Given instruction ▸ Using the listing beneath this task, count the lines with the word "React" and write only the result.

Data provided ▸
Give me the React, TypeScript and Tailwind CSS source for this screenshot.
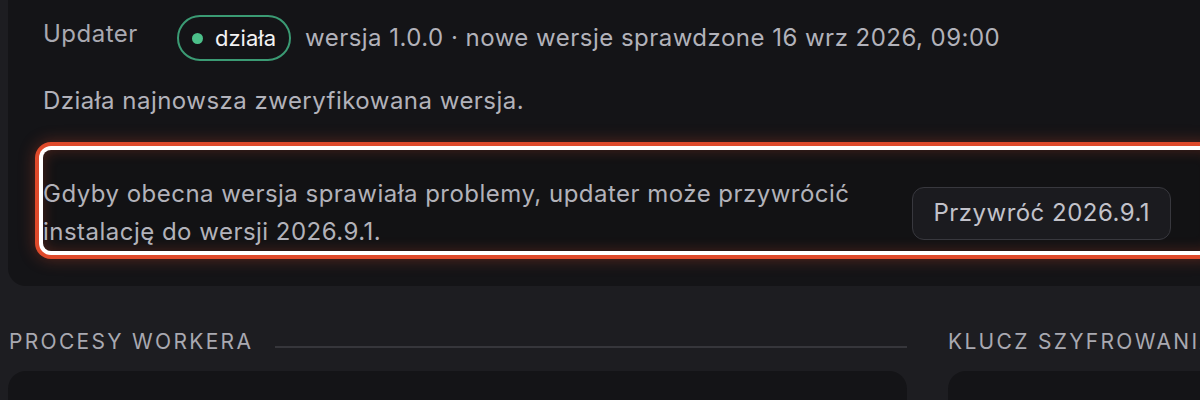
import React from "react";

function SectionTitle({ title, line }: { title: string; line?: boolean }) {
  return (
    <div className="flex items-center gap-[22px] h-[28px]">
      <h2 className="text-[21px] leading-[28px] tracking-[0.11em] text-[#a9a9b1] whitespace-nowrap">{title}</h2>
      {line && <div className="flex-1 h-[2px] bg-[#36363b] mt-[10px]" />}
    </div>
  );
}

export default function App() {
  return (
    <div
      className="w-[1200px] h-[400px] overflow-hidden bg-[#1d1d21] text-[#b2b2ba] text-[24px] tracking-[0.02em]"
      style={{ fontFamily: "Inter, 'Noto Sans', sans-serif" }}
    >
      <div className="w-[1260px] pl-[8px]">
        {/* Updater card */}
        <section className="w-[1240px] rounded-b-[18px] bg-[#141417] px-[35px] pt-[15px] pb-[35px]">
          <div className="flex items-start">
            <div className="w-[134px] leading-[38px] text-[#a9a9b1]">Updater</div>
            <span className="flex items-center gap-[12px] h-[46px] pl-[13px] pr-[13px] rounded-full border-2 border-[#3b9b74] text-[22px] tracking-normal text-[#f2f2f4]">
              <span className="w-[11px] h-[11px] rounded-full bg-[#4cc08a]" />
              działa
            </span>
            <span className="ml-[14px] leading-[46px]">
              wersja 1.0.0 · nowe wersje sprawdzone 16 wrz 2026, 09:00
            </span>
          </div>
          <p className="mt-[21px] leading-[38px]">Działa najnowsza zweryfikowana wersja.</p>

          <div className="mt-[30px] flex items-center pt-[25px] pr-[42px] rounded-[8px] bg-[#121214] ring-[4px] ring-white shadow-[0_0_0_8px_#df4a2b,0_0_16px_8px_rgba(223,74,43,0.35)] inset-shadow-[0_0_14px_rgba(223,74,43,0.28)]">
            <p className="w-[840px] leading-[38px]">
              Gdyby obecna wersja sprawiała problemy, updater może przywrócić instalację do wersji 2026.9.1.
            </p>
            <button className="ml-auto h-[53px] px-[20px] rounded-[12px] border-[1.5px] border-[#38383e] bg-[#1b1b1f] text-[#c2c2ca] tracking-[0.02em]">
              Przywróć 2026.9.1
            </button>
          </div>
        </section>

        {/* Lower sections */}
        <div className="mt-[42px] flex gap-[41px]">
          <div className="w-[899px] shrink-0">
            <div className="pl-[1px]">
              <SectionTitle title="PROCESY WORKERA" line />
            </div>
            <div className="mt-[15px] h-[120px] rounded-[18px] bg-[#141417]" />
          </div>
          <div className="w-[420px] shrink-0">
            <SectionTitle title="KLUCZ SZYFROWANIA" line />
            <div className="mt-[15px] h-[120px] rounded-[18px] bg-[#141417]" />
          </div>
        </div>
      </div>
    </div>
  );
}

Correct answer ▸ 2